### Data section
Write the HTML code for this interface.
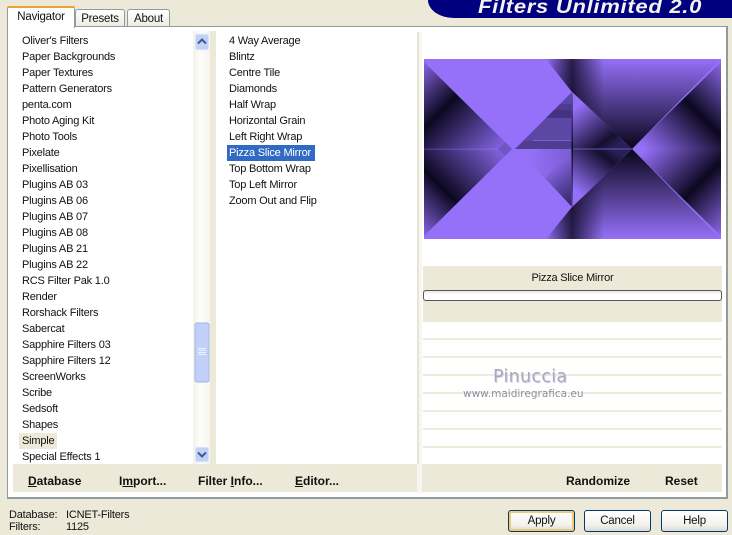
<!DOCTYPE html>
<html><head><meta charset="utf-8"><style>
html,body{margin:0;padding:0}
body{width:732px;height:535px;overflow:hidden;background:#ece9d8;position:relative;font-family:"Liberation Sans",sans-serif;font-size:11px;letter-spacing:-.2px;color:#111}
.a{position:absolute}
.r{position:absolute;white-space:nowrap;line-height:16px;height:16px}
.b{position:absolute;font-weight:bold;font-size:12px;letter-spacing:0;white-space:nowrap;line-height:16px;top:474px}
.l{position:absolute;left:423px;width:299px;height:2px;background:#efecdf}
.btn{position:absolute;top:510px;width:65px;height:20px;border:1px solid #003c74;border-radius:3px;background:linear-gradient(#fff,#f3f2ec 70%,#dcd8cc);text-align:center;line-height:20px;font-size:11.5px}
.tab{position:absolute;border:1px solid #919b9c;border-bottom:0;border-radius:3px 3px 0 0;background:linear-gradient(#fff,#ecebe0);text-align:center;font-size:11.5px}
</style></head><body>
<div class="a" style="left:428px;top:0;width:304px;height:18px;background:#00007f;border-radius:0 0 0 26px/0 0 0 18px"></div>
<div class="a" style="left:478px;top:-2px;font:italic bold 19px/20px 'Liberation Sans',sans-serif;color:#f4f4ee;white-space:nowrap;transform-origin:0 0;transform:scaleX(1.16);letter-spacing:.6px">Filters Unlimited 2.0</div>

<div class="tab" style="left:75px;top:9px;width:48px;height:17px;line-height:18px">Presets</div>
<div class="tab" style="left:127px;top:9px;width:41px;height:17px;line-height:18px">About</div>

<div class="a" style="left:7px;top:26px;width:718px;height:470px;border:1px solid #919b9c;border-right:2px solid #919b9c;border-bottom:2px solid #919b9c;background:#fff"></div>
<div class="a" style="left:7px;top:6px;width:66px;height:21px;background:#fff;border:1px solid #919b9c;border-bottom:0;border-radius:3px 3px 0 0;text-align:center;line-height:21px;font-size:11.5px"><div class="a" style="left:-1px;right:-1px;top:-1px;height:2px;background:#f0a030;border-radius:3px 3px 0 0"></div>Navigator</div>

<div class="a" style="left:210px;top:31px;width:6px;height:433px;background:#ece9d8"></div>
<div class="a" style="left:13px;top:464px;width:404px;height:28px;background:#ece9d8"></div>
<div class="a" style="left:422px;top:464px;width:300px;height:28px;background:#ece9d8"></div>
<div class="a" style="left:417px;top:32px;width:2px;height:432px;background:#e8e5d5"></div>
<div class="a" style="left:419px;top:32px;width:3px;height:461px;background:#f7f6f0"></div>
<div class="a" style="left:417px;top:464px;width:2px;height:29px;background:#f7f6f0"></div>

<div class="a" style="left:19px;top:433px;width:38px;height:16px;background:#ece9d8"></div>
<div class="a" style="left:227px;top:145px;width:88px;height:16px;background:#316ac5"></div>

<div class="r" style="left:22px;top:33px">Oliver's Filters</div>
<div class="r" style="left:22px;top:49px">Paper Backgrounds</div>
<div class="r" style="left:22px;top:65px">Paper Textures</div>
<div class="r" style="left:22px;top:81px">Pattern Generators</div>
<div class="r" style="left:22px;top:97px">penta.com</div>
<div class="r" style="left:22px;top:113px">Photo Aging Kit</div>
<div class="r" style="left:22px;top:129px">Photo Tools</div>
<div class="r" style="left:22px;top:145px">Pixelate</div>
<div class="r" style="left:22px;top:161px">Pixellisation</div>
<div class="r" style="left:22px;top:177px">Plugins AB 03</div>
<div class="r" style="left:22px;top:193px">Plugins AB 06</div>
<div class="r" style="left:22px;top:209px">Plugins AB 07</div>
<div class="r" style="left:22px;top:225px">Plugins AB 08</div>
<div class="r" style="left:22px;top:241px">Plugins AB 21</div>
<div class="r" style="left:22px;top:257px">Plugins AB 22</div>
<div class="r" style="left:22px;top:273px">RCS Filter Pak 1.0</div>
<div class="r" style="left:22px;top:289px">Render</div>
<div class="r" style="left:22px;top:305px">Rorshack Filters</div>
<div class="r" style="left:22px;top:321px">Sabercat</div>
<div class="r" style="left:22px;top:337px">Sapphire Filters 03</div>
<div class="r" style="left:22px;top:353px">Sapphire Filters 12</div>
<div class="r" style="left:22px;top:369px">ScreenWorks</div>
<div class="r" style="left:22px;top:385px">Scribe</div>
<div class="r" style="left:22px;top:401px">Sedsoft</div>
<div class="r" style="left:22px;top:417px">Shapes</div>
<div class="r" style="left:22px;top:433px">Simple</div>
<div class="r" style="left:22px;top:449px">Special Effects 1</div>

<div class="r" style="left:229px;top:33px">4 Way Average</div>
<div class="r" style="left:229px;top:49px">Blintz</div>
<div class="r" style="left:229px;top:65px">Centre Tile</div>
<div class="r" style="left:229px;top:81px">Diamonds</div>
<div class="r" style="left:229px;top:97px">Half Wrap</div>
<div class="r" style="left:229px;top:113px">Horizontal Grain</div>
<div class="r" style="left:229px;top:129px">Left Right Wrap</div>
<div class="r" style="left:229px;top:145px;color:#fff">Pizza Slice Mirror</div>
<div class="r" style="left:229px;top:161px">Top Bottom Wrap</div>
<div class="r" style="left:229px;top:177px">Top Left Mirror</div>
<div class="r" style="left:229px;top:193px">Zoom Out and Flip</div>

<!-- scrollbar -->
<div class="a" style="left:193px;top:31px;width:17px;height:433px;background:linear-gradient(90deg,#f3f1e8,#fdfdfa 40%,#f6f5ee)"></div>
<svg class="a" style="left:193px;top:31px" width="17" height="433" viewBox="0 0 17 433">
<rect x="2" y="3" width="14" height="16" rx="2" fill="#c1d2f8" stroke="#eef3fe"/>
<path d="M5 12.500L9 8.500L13 12.500" fill="none" stroke="#3f5a8c" stroke-width="2"/>
<rect x="2" y="292" width="14" height="59" rx="2" fill="#c0d0f8" stroke="#9fb6ea"/>
<path d="M5 317.500h8M5 319.500h8M5 321.500h8M5 323.500h8" stroke="#eef3fe" stroke-width="1"/>
<rect x="2" y="416" width="14" height="15" rx="2" fill="#c1d2f8" stroke="#eef3fe"/>
<path d="M5 421.500L9 425.500L13 421.500" fill="none" stroke="#3f5a8c" stroke-width="2"/>
</svg>

<!-- preview image -->
<svg class="a" style="left:424px;top:59px" width="297" height="180" viewBox="424 59 297 180">
<defs>
<linearGradient id="lu" gradientUnits="userSpaceOnUse" x1="505" y1="149" x2="420" y2="64"><stop offset="0" stop-color="#8a68e8"/><stop offset=".2" stop-color="#5f49a8"/><stop offset=".6" stop-color="#0c0820"/><stop offset="1" stop-color="#8a68e8"/></linearGradient>
<linearGradient id="ld" gradientUnits="userSpaceOnUse" x1="505" y1="149" x2="420" y2="234"><stop offset="0" stop-color="#8a68e8"/><stop offset=".2" stop-color="#5f49a8"/><stop offset=".6" stop-color="#0c0820"/><stop offset="1" stop-color="#8a68e8"/></linearGradient>
<linearGradient id="ru" gradientUnits="userSpaceOnUse" x1="645" y1="149" x2="726" y2="68"><stop offset="0" stop-color="#9570f8"/><stop offset=".55" stop-color="#0c0820"/><stop offset="1" stop-color="#8a68e8"/></linearGradient>
<linearGradient id="rd" gradientUnits="userSpaceOnUse" x1="645" y1="149" x2="726" y2="230"><stop offset="0" stop-color="#9570f8"/><stop offset=".55" stop-color="#0c0820"/><stop offset="1" stop-color="#8a68e8"/></linearGradient>
<linearGradient id="tv" gradientUnits="userSpaceOnUse" x1="0" y1="59" x2="0" y2="146"><stop offset="0" stop-color="#9570f8"/><stop offset="1" stop-color="#0c0820"/></linearGradient>
<linearGradient id="bv" gradientUnits="userSpaceOnUse" x1="0" y1="239" x2="0" y2="152"><stop offset="0" stop-color="#9570f8"/><stop offset="1" stop-color="#0c0820"/></linearGradient>
<linearGradient id="hd" gradientUnits="userSpaceOnUse" x1="546" y1="0" x2="604" y2="0"><stop offset="0" stop-color="#0c0820" stop-opacity="0"/><stop offset=".45" stop-color="#0c0820" stop-opacity=".8"/><stop offset="1" stop-color="#0c0820" stop-opacity="0"/></linearGradient>
<linearGradient id="mu" gradientUnits="userSpaceOnUse" x1="578" y1="106" x2="612" y2="150"><stop offset="0" stop-color="#9570f8"/><stop offset=".8" stop-color="#14102e"/><stop offset="1" stop-color="#2a2058"/></linearGradient>
<linearGradient id="md" gradientUnits="userSpaceOnUse" x1="578" y1="192" x2="612" y2="148"><stop offset="0" stop-color="#9570f8"/><stop offset=".8" stop-color="#14102e"/><stop offset="1" stop-color="#2a2058"/></linearGradient>
<linearGradient id="ll" gradientUnits="userSpaceOnUse" x1="552" y1="168" x2="572" y2="205"><stop offset="0" stop-color="#2a2058" stop-opacity="0"/><stop offset="1" stop-color="#2a2058" stop-opacity=".9"/></linearGradient>
<linearGradient id="ls" gradientUnits="userSpaceOnUse" x1="530" y1="0" x2="572" y2="0"><stop offset="0" stop-color="#9570f8"/><stop offset="1" stop-color="#7a5cd0"/></linearGradient>
<linearGradient id="vl" x1="0" y1="0" x2="0" y2="1"><stop offset="0" stop-color="#6a55bc"/><stop offset=".5" stop-color="#0c0820"/><stop offset="1" stop-color="#6a55bc"/></linearGradient>
<linearGradient id="cl" gradientUnits="userSpaceOnUse" x1="424" y1="0" x2="505" y2="0"><stop offset="0" stop-color="#5c48a8" stop-opacity=".5"/><stop offset="1" stop-color="#9570f8" stop-opacity=".6"/></linearGradient>
</defs>
<rect x="424" y="59" width="297" height="180" fill="#9570f8"/>
<polygon points="530,149 572,149 572,207 530,163" fill="url(#ls)"/>
<polygon points="424,62 512,149 424,149" fill="url(#lu)"/>
<polygon points="424,236 512,149 424,149" fill="url(#ld)"/>
<polygon points="632,149 721,62 721,149" fill="url(#ru)"/>
<polygon points="632,149 721,236 721,149" fill="url(#rd)"/>
<polygon points="546,59 721,59 632,149 572,92" fill="url(#tv)"/>
<polygon points="546,59 604,59 604,120 572,92" fill="url(#hd)"/>
<polygon points="546,239 721,239 632,149 572,207" fill="url(#bv)"/>
<polygon points="546,239 604,239 604,178 572,207" fill="url(#hd)"/>
<polygon points="572,92 632,149 572,149" fill="url(#mu)"/>
<polygon points="572,207 632,149 572,149" fill="url(#md)"/>
<polygon points="545,178 572,150 572,207" fill="url(#ll)"/>
<polygon points="515,149 572,92 572,149" fill="#5b47a4"/>
<polygon points="554,110 572,110 572,104 560,104" fill="#4e3a91"/>
<polygon points="546,118 572,118 572,110 554,110" fill="#443282"/>
<rect x="533" y="140" width="39" height="1" fill="#7a62d4"/>
<polygon points="524,141 572,141 572,149 515,149" fill="#4f3d92"/>
<rect x="424" y="148.500" width="75" height="1.500" fill="url(#cl)"/>
<rect x="572" y="148.500" width="60" height="1" fill="#6a55bc"/>
<polygon points="505,142 512,149 505,156 498,149" fill="#6f58c4"/>
<rect x="571.500" y="92" width="1.500" height="115" fill="url(#vl)"/>
</svg>

<!-- right panel -->
<div class="a" style="left:423px;top:266px;width:299px;height:56px;background:#ece9d8"></div>
<div class="a" style="left:423px;top:270px;width:299px;text-align:center;line-height:16px">Pizza Slice Mirror</div>
<div class="a" style="left:423px;top:290px;width:297px;height:9px;border:1px solid #555;border-radius:3px;background:linear-gradient(#e8e8e4,#fff 40%,#fff)"></div>
<div class="l" style="top:338px"></div>
<div class="l" style="top:356px"></div>
<div class="l" style="top:374px"></div>
<div class="l" style="top:392px"></div>
<div class="l" style="top:410px"></div>
<div class="l" style="top:428px"></div>
<div class="l" style="top:446px"></div>
<div class="a" style="left:493px;top:366px;font:17.500px/22px 'DejaVu Sans',sans-serif;color:#a8a8c2;white-space:nowrap;letter-spacing:.3px;text-shadow:1px 1px 0 #d8d8e2">Pinuccia</div>
<div class="a" style="left:463px;top:387px;font:10.500px/14px 'DejaVu Sans',sans-serif;color:#8f8fa0;white-space:nowrap;letter-spacing:0">www.maidiregrafica.eu</div>

<div class="b" style="left:28px;top:473px"><u>D</u>atabase</div>
<div class="b" style="left:119px;top:473px">I<u>m</u>port...</div>
<div class="b" style="left:198px;top:473px">Filter <u>I</u>nfo...</div>
<div class="b" style="left:295px;top:473px"><u>E</u>ditor...</div>
<div class="b" style="left:566px;top:473px">Randomize</div>
<div class="b" style="left:665px;top:473px">Reset</div>

<div class="r" style="left:9px;top:507px">Database:</div>
<div class="r" style="left:66px;top:507px">ICNET-Filters</div>
<div class="r" style="left:9px;top:519px">Filters:</div>
<div class="r" style="left:66px;top:519px">1125</div>

<div class="btn" style="left:508px;box-shadow:inset 0 0 0 2px #f5c878">Apply</div>
<div class="btn" style="left:584px">Cancel</div>
<div class="btn" style="left:661px">Help</div>
</body></html>
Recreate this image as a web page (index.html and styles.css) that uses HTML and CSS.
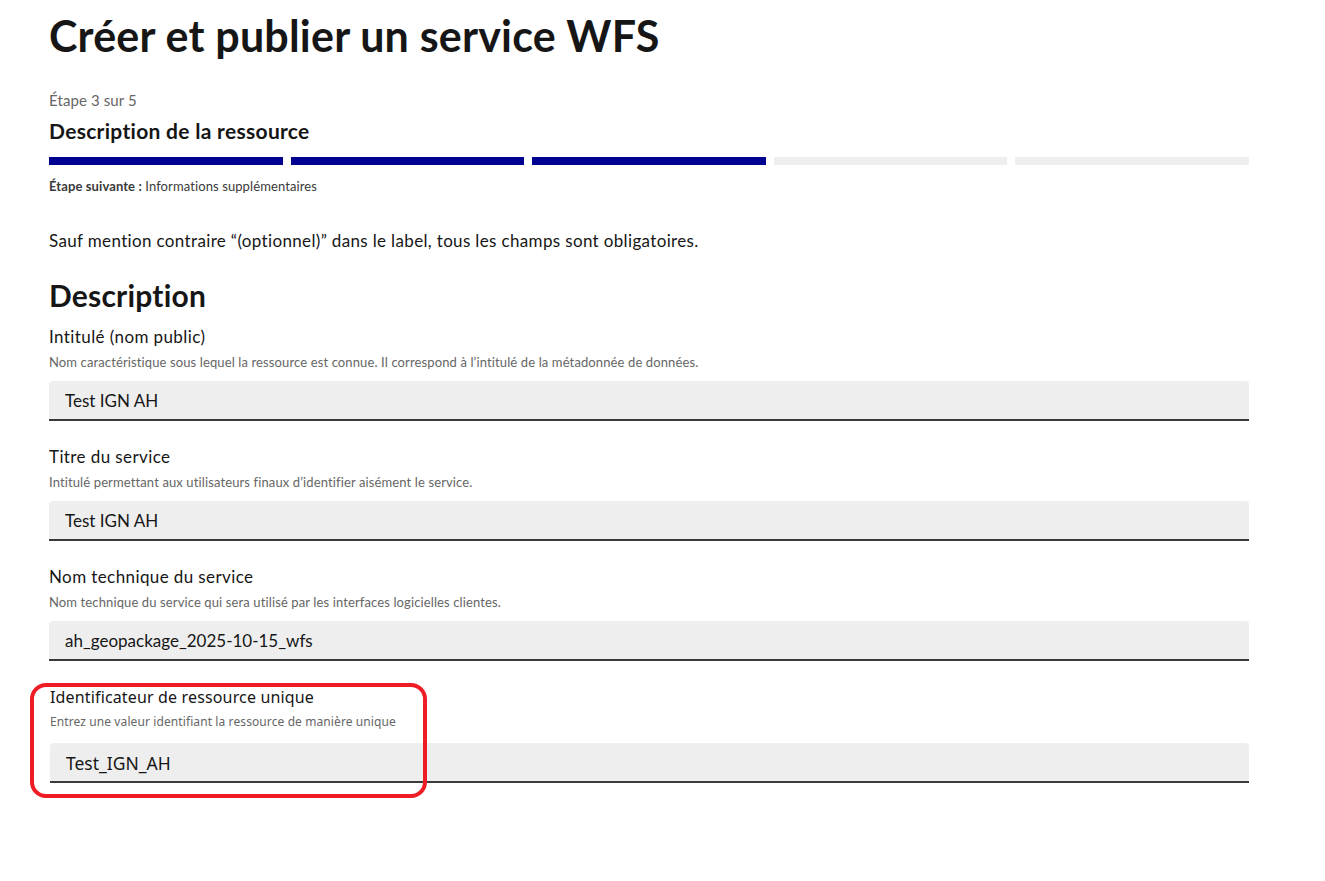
FILE: index.html
```
<!DOCTYPE html>
<html lang="fr">
<head>
<meta charset="utf-8">
<title>Créer et publier un service WFS</title>
<link rel="stylesheet" href="styles.css">
</head>
<body>
<main class="page">
  <h1 class="title">Créer et publier un service WFS</h1>
  <div class="stepper">
    <p class="stepper-state">Étape 3 sur 5</p>
    <h2 class="stepper-title">Description de la ressource</h2>
    <div class="stepper-steps">
      <span class="step done"></span>
      <span class="step done"></span>
      <span class="step done"></span>
      <span class="step"></span>
      <span class="step"></span>
    </div>
    <p class="stepper-next"><b>Étape suivante :</b> Informations supplémentaires</p>
  </div>
  <p class="intro">Sauf mention contraire “(optionnel)” dans le label, tous les champs sont obligatoires.</p>
  <h2 class="section">Description</h2>
  <div class="group">
    <label class="label">Intitulé (nom public)</label>
    <p class="hint">Nom caractéristique sous lequel la ressource est connue. Il correspond à l’intitulé de la métadonnée de données.</p>
    <div class="input">Test IGN AH</div>
  </div>
  <div class="group">
    <label class="label">Titre du service</label>
    <p class="hint">Intitulé permettant aux utilisateurs finaux d’identifier aisément le service.</p>
    <div class="input">Test IGN AH</div>
  </div>
  <div class="group">
    <label class="label">Nom technique du service</label>
    <p class="hint">Nom technique du service qui sera utilisé par les interfaces logicielles clientes.</p>
    <div class="input">ah_geopackage_2025-10-15_wfs</div>
  </div>
  <div class="group group-alt">
    <label class="label">Identificateur de ressource unique</label>
    <p class="hint">Entrez une valeur identifiant la ressource de manière unique</p>
    <div class="input">Test_IGN_AH</div>
    <span class="highlight"></span>
  </div>
</main>
</body>
</html>
```
FILE: styles.css
```
* { box-sizing: border-box; }
html, body { margin: 0; padding: 0; background: #fff; }
body {
  font-family: Lato, "Liberation Sans", sans-serif;
  color: #161616;
}
.page {
  width: 1200px;
  margin-left: 49px;
  padding-top: 12px;
  padding-bottom: 80px;
}
.title {
  margin: 0;
  font-size: 43px;
  line-height: 48px;
  font-weight: 700;
  letter-spacing: 0.2px;
}
.stepper { margin-top: 28px; }
.stepper-state {
  margin: 0;
  font-size: 15px;
  line-height: 24px;
  letter-spacing: 0.1px;
  color: #666;
}
.stepper-title {
  margin: 5px 0 0;
  font-size: 21px;
  line-height: 28px;
  font-weight: 700;
  letter-spacing: 0.3px;
}
.stepper-steps {
  display: flex;
  gap: 8px;
  margin-top: 12px;
  height: 8px;
}
.step { flex: 1; background: #eee; }
.step.done { background: #000091; }
.stepper-next {
  margin: 11px 0 0;
  font-size: 13px;
  line-height: 20px;
  letter-spacing: 0.1px;
  color: #3a3a3a;
}
.stepper-next b { font-weight: 700; }
.intro {
  margin: 33px 0 0;
  font-size: 17px;
  line-height: 24px;
  letter-spacing: 0.35px;
}
.section {
  margin: 24px 0 0;
  font-size: 30px;
  line-height: 36px;
  font-weight: 700;
  letter-spacing: 0.2px;
}
.group { margin-top: 12px; }
.group + .group { margin-top: 24px; }
.label {
  display: block;
  font-size: 17px;
  line-height: 24px;
  letter-spacing: 0.4px;
}
.hint {
  margin: 3px 0 0;
  font-size: 13px;
  line-height: 20px;
  letter-spacing: 0.12px;
  color: #666;
}
.input {
  margin-top: 9px;
  height: 40px;
  padding: 0 16px;
  background: #eee;
  border-radius: 4px 4px 0 0;
  box-shadow: inset 0 -2px 0 0 #3a3a3a;
  font-size: 17px;
  line-height: 40px;
  color: #161616;
}
.group-alt {
  position: relative;
  margin-left: 1px;
  font-family: "Noto Sans", "Open Sans", sans-serif;
}
.group-alt .label { font-size: 16px; letter-spacing: 0.15px; }
.group-alt .hint { font-size: 12px; letter-spacing: 0.1px; }
.group-alt .input { margin-top: 11px; font-size: 17.5px; }
.highlight {
  position: absolute;
  left: -20px;
  top: -2px;
  width: 397px;
  height: 115px;
  border: 4px solid #ee1d25;
  border-radius: 16px;
  pointer-events: none;
}
```
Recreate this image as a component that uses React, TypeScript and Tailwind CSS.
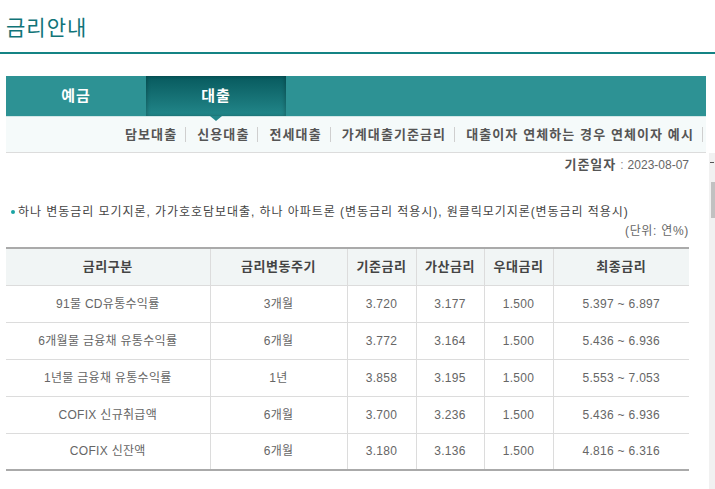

### Requirements
Copy out each line in the listing that has the word "index".

### Result for this exercise
Recreate this image as a web page (index.html and styles.css) that uses HTML and CSS.
FILE: index.html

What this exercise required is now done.